+++ Recorded information +++
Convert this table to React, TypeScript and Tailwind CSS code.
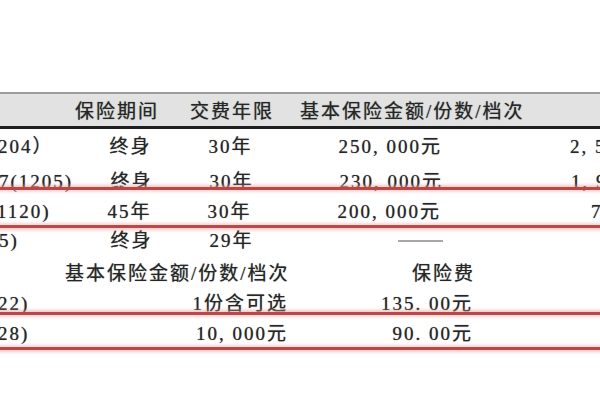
import React from "react";

const cell = "shrink-0 whitespace-nowrap";

export default function App() {
  return (
    <div className="relative w-[600px] h-[400px] overflow-hidden bg-white font-['Liberation_Serif','Noto_Sans_CJK_SC',serif] text-[19px] leading-none tracking-[2px] text-[#262626] [text-shadow:0_0_1px_rgba(0,0,0,0.55)]">
      <div className="h-[92px]" />
      {/* header */}
      <div className="flex h-[37px] items-center border-t-2 border-t-[#9c9c9c] border-b-[3px] border-b-[#1f1f1f] bg-[#e2e2e2] pt-[2px]">
        <div className={`${cell} w-[75px]`} />
        <div className={`${cell} w-[115px]`}>保险期间</div>
        <div className={`${cell} w-[110px]`}>交费年限</div>
        <div className={`${cell} w-[240px]`}>基本保险金额/份数/档次</div>
      </div>
      {/* row 1 */}
      <div className="flex h-[35px] items-center">
        <div className={`${cell} w-[75px] -ml-[2px]`}>204）</div>
        <div className={`${cell} w-[115px] text-center`}>终身</div>
        <div className={`${cell} w-[85px] text-center`}>30年</div>
        <div className={`${cell} w-[169px] text-right`}>250, 000元</div>
        <div className={`${cell} w-[245px] text-right`}>2, 537. 50元</div>
      </div>
      {/* row 2 */}
      <div className="flex h-[34px] items-center">
        <div className={`${cell} w-[75px] -ml-[1px]`}>7(1205)</div>
        <div className={`${cell} w-[115px] text-center`}>终身</div>
        <div className={`${cell} w-[85px] text-center`}>30年</div>
        <div className={`${cell} w-[169px] text-right`}>230, 000元</div>
        <div className={`${cell} w-[245px] text-right`}>1, 955. 20元</div>
      </div>
      {/* row 3 */}
      <div className="flex h-[27px] items-center">
        <div className={`${cell} w-[75px] -ml-[3px]`}>1120)</div>
        <div className={`${cell} w-[115px] text-center`}>45年</div>
        <div className={`${cell} w-[85px] text-center`}>30年</div>
        <div className={`${cell} w-[169px] text-right`}>200, 000元</div>
        <div className={`${cell} w-[242px] text-right`}>728. 00元</div>
      </div>
      {/* row 4 */}
      <div className="flex h-[31px] items-center">
        <div className={`${cell} w-[75px] -ml-[1px]`}>5)</div>
        <div className={`${cell} w-[115px] text-center`}>终身</div>
        <div className={`${cell} w-[85px] text-center`}>29年</div>
        <div className={`${cell} flex w-[169px] justify-end`}>
          <div className="h-[2px] w-[45px] bg-[#a8a8a8]" />
        </div>
      </div>
      {/* row 5 */}
      <div className="flex h-[35px] items-center">
        <div className={`${cell} w-[65px]`} />
        <div className={`${cell} w-[233px]`}>基本保险金额/份数/档次</div>
        <div className={`${cell} w-[177px] text-right`}>保险费</div>
      </div>
      {/* row 6 */}
      <div className="flex h-[25px] items-center">
        <div className={`${cell} w-[65px] -ml-[2px]`}>22)</div>
        <div className={`${cell} w-[233px] pr-[8px] text-right`}>1份含可选</div>
        <div className={`${cell} w-[177px] text-right`}>135. 00元</div>
      </div>
      {/* row 7 */}
      <div className="flex h-[35px] items-center">
        <div className={`${cell} w-[65px] -ml-[2px]`}>28)</div>
        <div className={`${cell} w-[233px] pr-[8px] text-right`}>10, 000元</div>
        <div className={`${cell} w-[177px] text-right`}>90. 00元</div>
      </div>

      {/* red highlight frames */}
      <div className="pointer-events-none absolute left-[-10px] right-[-10px] top-[187px] h-[41px] border-y-[3px] border-[#b64a47] shadow-[0_0_3px_2px_rgba(240,150,150,0.55),inset_0_0_3px_2px_rgba(240,160,160,0.45)]" />
      <div className="pointer-events-none absolute left-[-10px] right-[-10px] top-[312px] h-[38px] border-y-[3px] border-[#b64a47] shadow-[0_0_3px_2px_rgba(240,150,150,0.55),inset_0_0_3px_2px_rgba(240,160,160,0.45)]" />
    </div>
  );
}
+++
_Task brief_.
All of the data needs repeating exactly, but the pictures do not.

_Output of the task_.
Convert this table to React, TypeScript and Tailwind CSS code.
import React from "react";

const cell = "shrink-0 whitespace-nowrap";

export default function App() {
  return (
    <div className="relative w-[600px] h-[400px] overflow-hidden bg-white font-['Liberation_Serif','Noto_Sans_CJK_SC',serif] text-[19px] leading-none tracking-[2px] text-[#262626] [text-shadow:0_0_1px_rgba(0,0,0,0.55)]">
      <div className="h-[92px]" />
      {/* header */}
      <div className="flex h-[37px] items-center border-t-2 border-t-[#9c9c9c] border-b-[3px] border-b-[#1f1f1f] bg-[#e2e2e2] pt-[2px]">
        <div className={`${cell} w-[75px]`} />
        <div className={`${cell} w-[115px]`}>保险期间</div>
        <div className={`${cell} w-[110px]`}>交费年限</div>
        <div className={`${cell} w-[240px]`}>基本保险金额/份数/档次</div>
      </div>
      {/* row 1 */}
      <div className="flex h-[35px] items-center">
        <div className={`${cell} w-[75px] -ml-[2px]`}>204）</div>
        <div className={`${cell} w-[115px] text-center`}>终身</div>
        <div className={`${cell} w-[85px] text-center`}>30年</div>
        <div className={`${cell} w-[169px] text-right`}>250, 000元</div>
        <div className={`${cell} w-[245px] text-right`}>2, 537. 50元</div>
      </div>
      {/* row 2 */}
      <div className="flex h-[34px] items-center">
        <div className={`${cell} w-[75px] -ml-[1px]`}>7(1205)</div>
        <div className={`${cell} w-[115px] text-center`}>终身</div>
        <div className={`${cell} w-[85px] text-center`}>30年</div>
        <div className={`${cell} w-[169px] text-right`}>230, 000元</div>
        <div className={`${cell} w-[245px] text-right`}>1, 955. 20元</div>
      </div>
      {/* row 3 */}
      <div className="flex h-[27px] items-center">
        <div className={`${cell} w-[75px] -ml-[3px]`}>1120)</div>
        <div className={`${cell} w-[115px] text-center`}>45年</div>
        <div className={`${cell} w-[85px] text-center`}>30年</div>
        <div className={`${cell} w-[169px] text-right`}>200, 000元</div>
        <div className={`${cell} w-[242px] text-right`}>728. 00元</div>
      </div>
      {/* row 4 */}
      <div className="flex h-[31px] items-center">
        <div className={`${cell} w-[75px] -ml-[1px]`}>5)</div>
        <div className={`${cell} w-[115px] text-center`}>终身</div>
        <div className={`${cell} w-[85px] text-center`}>29年</div>
        <div className={`${cell} flex w-[169px] justify-end`}>
          <div className="h-[2px] w-[45px] bg-[#a8a8a8]" />
        </div>
      </div>
      {/* row 5 */}
      <div className="flex h-[35px] items-center">
        <div className={`${cell} w-[65px]`} />
        <div className={`${cell} w-[233px]`}>基本保险金额/份数/档次</div>
        <div className={`${cell} w-[177px] text-right`}>保险费</div>
      </div>
      {/* row 6 */}
      <div className="flex h-[25px] items-center">
        <div className={`${cell} w-[65px] -ml-[2px]`}>22)</div>
        <div className={`${cell} w-[233px] pr-[8px] text-right`}>1份含可选</div>
        <div className={`${cell} w-[177px] text-right`}>135. 00元</div>
      </div>
      {/* row 7 */}
      <div className="flex h-[35px] items-center">
        <div className={`${cell} w-[65px] -ml-[2px]`}>28)</div>
        <div className={`${cell} w-[233px] pr-[8px] text-right`}>10, 000元</div>
        <div className={`${cell} w-[177px] text-right`}>90. 00元</div>
      </div>

      {/* red highlight frames */}
      <div className="pointer-events-none absolute left-[-10px] right-[-10px] top-[187px] h-[41px] border-y-[3px] border-[#b64a47] shadow-[0_0_3px_2px_rgba(240,150,150,0.55),inset_0_0_3px_2px_rgba(240,160,160,0.45)]" />
      <div className="pointer-events-none absolute left-[-10px] right-[-10px] top-[312px] h-[38px] border-y-[3px] border-[#b64a47] shadow-[0_0_3px_2px_rgba(240,150,150,0.55),inset_0_0_3px_2px_rgba(240,160,160,0.45)]" />
    </div>
  );
}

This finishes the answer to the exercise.